## Dataset content
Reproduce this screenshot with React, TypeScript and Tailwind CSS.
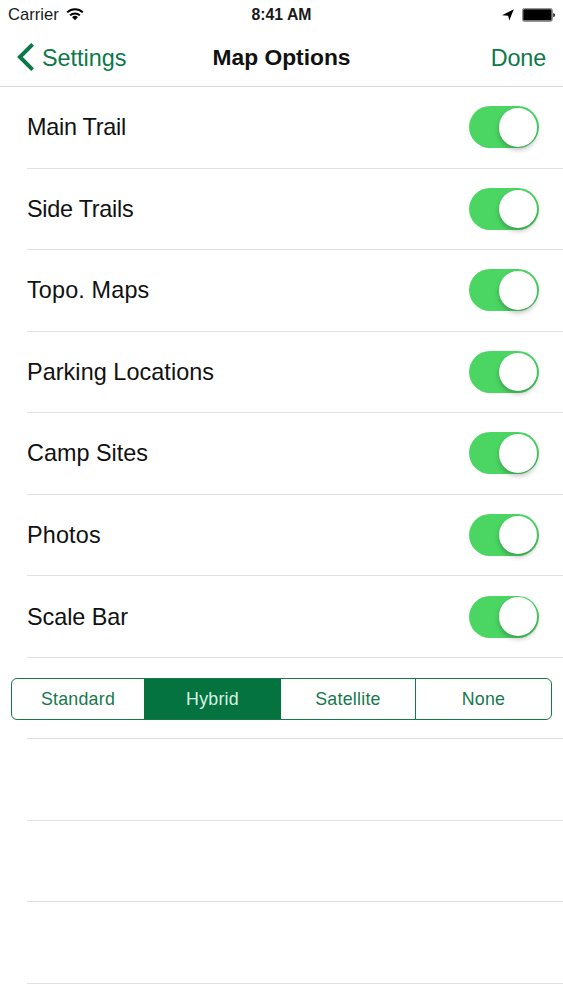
const options = [
  { label: 'Main Trail', tracking: 'tracking-[-0.25px]' },
  { label: 'Side Trails', tracking: 'tracking-[-0.25px]' },
  { label: 'Topo. Maps', tracking: 'tracking-[0.15px]' },
  { label: 'Parking Locations', tracking: 'tracking-[0.07px]' },
  { label: 'Camp Sites', tracking: 'tracking-normal' },
  { label: 'Photos', tracking: 'tracking-[0.15px]' },
  { label: 'Scale Bar', tracking: 'tracking-[-0.05px]' },
];

const mapTypes = [
  { label: 'Standard', width: 'w-[132px]' },
  { label: 'Hybrid', width: 'w-[137px]' },
  { label: 'Satellite', width: 'w-[134px]' },
  { label: 'None', width: 'flex-1' },
];

function StatusBar() {
  return (
    <div className="grid h-7 grid-cols-3 items-center px-2">
      <div className="flex items-center gap-[7px]">
        <span className="pt-px text-[16.6px] leading-7 text-[#1a1a1a]">Carrier</span>
        <svg className="h-[13px] w-[18px]" viewBox="0 0 18 13" fill="none" stroke="#000" strokeWidth="2">
          <path d="M1.2 4.4a11.1 11.1 0 0 1 15.6 0" />
          <path d="M4.1 7.4a7 7 0 0 1 9.8 0" />
          <path d="M9 12.2 6.1 9.3a4.1 4.1 0 0 1 5.8 0Z" fill="#000" stroke="none" />
        </svg>
      </div>
      <span className="pt-px text-center text-[15.8px] leading-7 font-bold text-[#1a1a1a]">8:41 AM</span>
      <div className="flex items-center justify-end gap-2">
        <svg className="h-3 w-3" viewBox="0 0 12 12" fill="#000">
          <path d="M11.8.3 7.3 11.6 6.2 6.7 0 6.3Z" />
        </svg>
        <svg className="h-[14px] w-[33px]" viewBox="0 0 33 14">
          <rect x="0.4" y="0.4" width="30" height="13" rx="2" fill="#fff" stroke="#555" strokeWidth="0.7" />
          <rect x="1.2" y="1.2" width="28.4" height="11.4" rx="1.2" fill="#000" />
          <path d="M31.3 4.9a2.3 2.3 0 0 1 0 4.4Z" fill="#000" />
        </svg>
      </div>
    </div>
  );
}

function NavBar() {
  return (
    <div className="grid h-[58px] grid-cols-[1fr_auto_1fr] items-center pr-[17px] pl-[17px] text-[23.4px]">
      <button className="flex items-center gap-[7px] text-[#0c7849]">
        <svg className="h-[28px] w-[18px]" viewBox="0 0 18 28" fill="none" stroke="currentColor" strokeWidth="4">
          <path d="M15.6 1.4 2.9 14 15.6 26.6" />
        </svg>
        <span className="pt-[3px]">Settings</span>
      </button>
      <h1 className="pt-px text-[22.8px] font-bold text-[#111]">Map Options</h1>
      <button className="justify-self-end pt-[3px] tracking-[-0.15px] text-[#0c7849]">Done</button>
    </div>
  );
}

function Toggle() {
  return (
    <button
      role="switch"
      aria-checked="true"
      className="flex h-[42px] w-[70px] items-center justify-end overflow-visible rounded-full bg-[#4bd663] pr-[2px]"
    >
      <span className="size-[38.5px] rounded-full bg-white shadow-[0_3px_5px_rgba(0,0,0,0.25)]" />
    </button>
  );
}

export default function App() {
  return (
    <div className="h-[1000px] w-[563px] overflow-hidden bg-white font-['Liberation_Sans',Arial,sans-serif] text-black">
      <header className="h-[87px] border-b border-[#d8d8d8]">
        <StatusBar />
        <NavBar />
      </header>
      <main className="pl-[27px]">
        {options.map(({ label, tracking }) => (
          <div
            key={label}
            className="flex h-[81.55px] items-center justify-between border-b border-[#e2e2e4] pr-6"
          >
            <span className={`text-[23.4px] leading-7 text-[#111] ${tracking}`}>{label}</span>
            <Toggle />
          </div>
        ))}
        <div className="flex h-[81.55px] items-center border-b border-[#e2e2e4] pt-px pr-[11px]">
          <div className="-ml-4 flex h-[42px] flex-1 overflow-hidden rounded-[6px] border-[1.5px] border-[#16794c]">
            {mapTypes.map(({ label, width }) => (
              <button
                key={label}
                className={`${width} pt-px text-[17.8px] tracking-[0.25px] ${
                  label === 'Hybrid' ? 'bg-[#05733f] text-[#d9f3e3]' : 'text-[#16794c]'
                } ${label === 'None' ? 'border-l-[1.5px] border-[#16794c]' : ''}`}
              >
                {label}
              </button>
            ))}
          </div>
        </div>
        <div className="h-[81.55px] border-b border-[#e2e2e4]" />
        <div className="h-[81.55px] border-b border-[#e2e2e4]" />
        <div className="h-[81.55px] border-b border-[#e2e2e4]" />
      </main>
    </div>
  );
}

## Exercise instructions
Repeat the data exactly in full, omitting its pictures.

## Response
Reproduce this screenshot with React, TypeScript and Tailwind CSS.
const options = [
  { label: 'Main Trail', tracking: 'tracking-[-0.25px]' },
  { label: 'Side Trails', tracking: 'tracking-[-0.25px]' },
  { label: 'Topo. Maps', tracking: 'tracking-[0.15px]' },
  { label: 'Parking Locations', tracking: 'tracking-[0.07px]' },
  { label: 'Camp Sites', tracking: 'tracking-normal' },
  { label: 'Photos', tracking: 'tracking-[0.15px]' },
  { label: 'Scale Bar', tracking: 'tracking-[-0.05px]' },
];

const mapTypes = [
  { label: 'Standard', width: 'w-[132px]' },
  { label: 'Hybrid', width: 'w-[137px]' },
  { label: 'Satellite', width: 'w-[134px]' },
  { label: 'None', width: 'flex-1' },
];

function StatusBar() {
  return (
    <div className="grid h-7 grid-cols-3 items-center px-2">
      <div className="flex items-center gap-[7px]">
        <span className="pt-px text-[16.6px] leading-7 text-[#1a1a1a]">Carrier</span>
        <svg className="h-[13px] w-[18px]" viewBox="0 0 18 13" fill="none" stroke="#000" strokeWidth="2">
          <path d="M1.2 4.4a11.1 11.1 0 0 1 15.6 0" />
          <path d="M4.1 7.4a7 7 0 0 1 9.8 0" />
          <path d="M9 12.2 6.1 9.3a4.1 4.1 0 0 1 5.8 0Z" fill="#000" stroke="none" />
        </svg>
      </div>
      <span className="pt-px text-center text-[15.8px] leading-7 font-bold text-[#1a1a1a]">8:41 AM</span>
      <div className="flex items-center justify-end gap-2">
        <svg className="h-3 w-3" viewBox="0 0 12 12" fill="#000">
          <path d="M11.8.3 7.3 11.6 6.2 6.7 0 6.3Z" />
        </svg>
        <svg className="h-[14px] w-[33px]" viewBox="0 0 33 14">
          <rect x="0.4" y="0.4" width="30" height="13" rx="2" fill="#fff" stroke="#555" strokeWidth="0.7" />
          <rect x="1.2" y="1.2" width="28.4" height="11.4" rx="1.2" fill="#000" />
          <path d="M31.3 4.9a2.3 2.3 0 0 1 0 4.4Z" fill="#000" />
        </svg>
      </div>
    </div>
  );
}

function NavBar() {
  return (
    <div className="grid h-[58px] grid-cols-[1fr_auto_1fr] items-center pr-[17px] pl-[17px] text-[23.4px]">
      <button className="flex items-center gap-[7px] text-[#0c7849]">
        <svg className="h-[28px] w-[18px]" viewBox="0 0 18 28" fill="none" stroke="currentColor" strokeWidth="4">
          <path d="M15.6 1.4 2.9 14 15.6 26.6" />
        </svg>
        <span className="pt-[3px]">Settings</span>
      </button>
      <h1 className="pt-px text-[22.8px] font-bold text-[#111]">Map Options</h1>
      <button className="justify-self-end pt-[3px] tracking-[-0.15px] text-[#0c7849]">Done</button>
    </div>
  );
}

function Toggle() {
  return (
    <button
      role="switch"
      aria-checked="true"
      className="flex h-[42px] w-[70px] items-center justify-end overflow-visible rounded-full bg-[#4bd663] pr-[2px]"
    >
      <span className="size-[38.5px] rounded-full bg-white shadow-[0_3px_5px_rgba(0,0,0,0.25)]" />
    </button>
  );
}

export default function App() {
  return (
    <div className="h-[1000px] w-[563px] overflow-hidden bg-white font-['Liberation_Sans',Arial,sans-serif] text-black">
      <header className="h-[87px] border-b border-[#d8d8d8]">
        <StatusBar />
        <NavBar />
      </header>
      <main className="pl-[27px]">
        {options.map(({ label, tracking }) => (
          <div
            key={label}
            className="flex h-[81.55px] items-center justify-between border-b border-[#e2e2e4] pr-6"
          >
            <span className={`text-[23.4px] leading-7 text-[#111] ${tracking}`}>{label}</span>
            <Toggle />
          </div>
        ))}
        <div className="flex h-[81.55px] items-center border-b border-[#e2e2e4] pt-px pr-[11px]">
          <div className="-ml-4 flex h-[42px] flex-1 overflow-hidden rounded-[6px] border-[1.5px] border-[#16794c]">
            {mapTypes.map(({ label, width }) => (
              <button
                key={label}
                className={`${width} pt-px text-[17.8px] tracking-[0.25px] ${
                  label === 'Hybrid' ? 'bg-[#05733f] text-[#d9f3e3]' : 'text-[#16794c]'
                } ${label === 'None' ? 'border-l-[1.5px] border-[#16794c]' : ''}`}
              >
                {label}
              </button>
            ))}
          </div>
        </div>
        <div className="h-[81.55px] border-b border-[#e2e2e4]" />
        <div className="h-[81.55px] border-b border-[#e2e2e4]" />
        <div className="h-[81.55px] border-b border-[#e2e2e4]" />
      </main>
    </div>
  );
}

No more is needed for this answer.